Sinisa Mihajlovic è un allenatore che di certo non le manda a dire. Schietto, diretto, ogni tanto fuori le righe ma senz'altro mai banale e sempre spiazzante. Il derby ha sempre significato qualcosa di importante per lui, lui che di derby ne ha giocati parecchi e da giocatore e da allenatore. Quello di Roma, su ambedue le sponde del Tevere. Quello di Milano, sponda Inter. E da allenatore, quello della Lanterna, sponda Samp. Da due anni, non si fa mancare nemmeno quello della Mole, sponda Toro. Ma nella riva granata del Po qualcosa sembra esser cambiato in lui.

Era l'anno 2016/2017, il suo primo derby. Nella conferenza stampa invitò i capi ultras della Curva Maratona che presto la trasformarono in un'arringa anti Juve, prontamente fermata da Sinisa. Voleva caricare l'ambiente, dare un segnale forte per far vedere quanto lui tenesse a quella partita. E magari strappare tre punti. C'era andato vicino ma Higuain prima e Pjanic poi sentenziarono in rimonta un Torino che aveva costretto al pareggio i bianconeri fino all'ottantesimo. 
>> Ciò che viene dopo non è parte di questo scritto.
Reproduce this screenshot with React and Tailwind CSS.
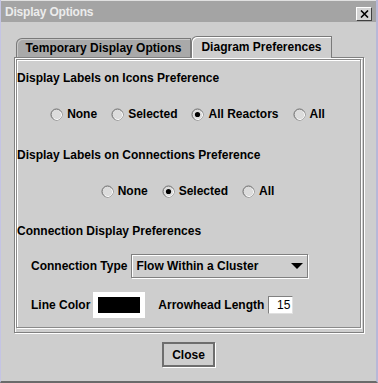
import React from "react";

function Radio({ checked, label }) {
  return (
    <div className="flex items-center gap-[4px]">
      <svg width="13" height="13" viewBox="0 0 13 13">
        <circle cx="6.5" cy="6.5" r="5.5" fill="#dcdcdc" stroke="#6a6a6a" strokeWidth="1" />
        <path d="M10.2 3.6 A4.6 4.6 0 0 1 3.6 10.2" fill="none" stroke="#ffffff" strokeWidth="1" />
        {checked && <circle cx="6.5" cy="6.5" r="2.6" fill="#000" />}
      </svg>
      <span>{label}</span>
    </div>
  );
}

export default function App() {
  return (
    <div className="w-[378px] h-[383px] bg-[#cecece] flex flex-col font-['Liberation_Sans',Arial,sans-serif] text-[12px] font-bold text-black border-l border-l-[#c4c4e4] border-r-2 border-r-[#b8b8d8] border-b-2 border-b-[#6a6a6a] overflow-hidden">
      {/* Title bar */}
      <div className="h-[22px] bg-[#a4a4a4] border-t border-t-[#e0e0e0] flex items-center justify-between pl-[4px] pr-[4px] shrink-0">
        <span className="text-[#ececec] text-[12px] leading-none mt-[1px] tracking-[-0.2px]">Display Options</span>
        <div className="w-[16px] h-[14px] bg-[#d4d4d4] border border-t-white border-l-white border-r-[#404040] border-b-[#404040] flex items-center justify-center mt-[5px]">
          <svg width="9" height="8" viewBox="0 0 9 8">
            <path d="M1 0.5 L8 7.5 M8 0.5 L1 7.5" stroke="#000" strokeWidth="1.6" />
          </svg>
        </div>
      </div>

      {/* Tabs */}
      <div className="mt-[14px] ml-[15px] flex items-end h-[21px] relative z-10">
        <div className="w-[175px] h-[19px] bg-[#a9a9a9] border border-[#7a7a7a] border-b-0 rounded-tl-[6px] shadow-[inset_1px_1px_0_#c8c8c8] flex items-center justify-center">
          <span className="text-[12px]">Temporary Display Options</span>
        </div>
        <div className="w-[141px] h-[22px] -mb-[1px] bg-[#cecece] border border-[#7a7a7a] border-b-0 rounded-tl-[6px] shadow-[inset_1px_1px_0_#ffffff] flex items-center justify-center pb-[1px]">
          <span className="text-[12px]">Diagram Preferences</span>
        </div>
      </div>

      {/* Panel */}
      <div className="ml-[13px] w-[350px] h-[276px] border border-[#808080] shadow-[inset_1px_1px_0_#ffffff,1px_1px_0_#ffffff] pt-[1px] pl-[1px] pr-[2px] pb-[4px] flex">
        <div className="flex-1 border border-[#8a8a8a] shadow-[inset_1px_1px_0_#ffffff,1px_1px_0_#ffffff] flex flex-col">
          <div className="mt-[8px] h-[20px] flex items-center">Display Labels on Icons Preference</div>
          <div className="mt-[16px] h-[20px] flex items-center justify-center gap-[14px] pr-[2px]">
            <Radio label="None" />
            <Radio label="Selected" />
            <Radio checked label="All Reactors" />
            <Radio label="All" />
          </div>
          <div className="mt-[21px] h-[20px] flex items-center">Display Labels on Connections Preference</div>
          <div className="mt-[16px] h-[20px] flex items-center justify-center gap-[14px] pr-[2px]">
            <Radio label="None" />
            <Radio checked label="Selected" />
            <Radio label="All" />
          </div>
          <div className="mt-[20px] h-[20px] flex items-center">Connection Display Preferences</div>
          <div className="mt-[13px] h-[24px] flex items-center pl-[14px] gap-[4px]">
            <span>Connection Type</span>
            <div className="w-[177px] h-[24px] border border-[#808080] shadow-[1px_1px_0_#ffffff,inset_1px_1px_0_#ffffff] flex items-center justify-between pl-[4px] pr-[4px]">
              <span>Flow Within a Cluster</span>
              <svg width="12" height="6" viewBox="0 0 12 6">
                <path d="M0 0 L12 0 L6 6 Z" fill="#000" />
              </svg>
            </div>
          </div>
          <div className="mt-[14px] h-[26px] flex items-center pl-[14px]">
            <span>Line Color</span>
            <div className="ml-[3px] w-[52px] h-[26px] bg-white p-[5px]">
              <div className="w-full h-full bg-black" />
            </div>
            <span className="ml-[13px]">Arrowhead Length</span>
            <div className="ml-[4px] w-[25px] h-[18px] bg-white border border-t-[#808080] border-l-[#808080] border-r-[#e0e0e0] border-b-[#e0e0e0] flex items-center justify-end pr-[2px] font-normal text-[12px]">
              15
            </div>
          </div>
        </div>
      </div>

      {/* Close */}
      <div className="mt-[9px] flex justify-center">
        <div className="w-[53px] h-[25px] border-2 border-[#6e6e6e] shadow-[1px_1px_0_#ffffff] flex items-center justify-center">
          <span>Close</span>
        </div>
      </div>
    </div>
  );
}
Quest'anno ci riprova con un'arringa personale che devia il discorso sportivo verso quello politico, un po' anacronistico ed incorretto, della lotta di classe. Non so con quanta effettiva intenzione, Miha parla del derby come uno scontro tra servo e padrone, proletariato e borghesia, o per citarlo direttamente "colore contro bianconero". Il risultato è stato quello che è stato. Quattro gol, senza appello, senza alcuna recriminazione arbitrale, come accadde nel derby passato. Un Torino nervoso, esagitato e nevrotico contro una Juventus allegra ed allegriana, mai in serio pericolo, emblema dell'equilibrio di Mister Allegri

Ebbene, caro Sinisa, le parole vanno sempre soppesate, soprattutto in un'occasione importante come il derby. Soprattutto se il dislivello è quello che c'è sempre stato tra Juventus e Torino. Tra questa Juventus e questo Torino. È giusto caricare la propria squadra, necessario e fondamentale ma allo stesso tempo si deve anche bilanciare la foga sportiva. Altrimenti si incappa in un doppio giallo scriteriato, come l'intervento di Baselli. E lasciarsi prendere da isterismi per il rosso, dopo un fallo che sembra essere una mossa di arti marziali, è ancor di più deleterio. Soprattutto alla luce del fatto che poco dopo Ljajic prende un giallo per aver lanciato via la palla stizzito dopo un'ennesima trattenuta evidente. 

La domanda, che forse non avrà mai risposta, è molto semplice: quanto senso ha caricare un'ambiente delicato come quello del Toro? Ma soprattutto, qualcuno gli ha mai spiegato cosa sia il "vecchio cuore granata"? Chi scrive molto probabilmente non saprebbe definirlo. Ma sicuramente non è questo che abbiamo visto ieri sera.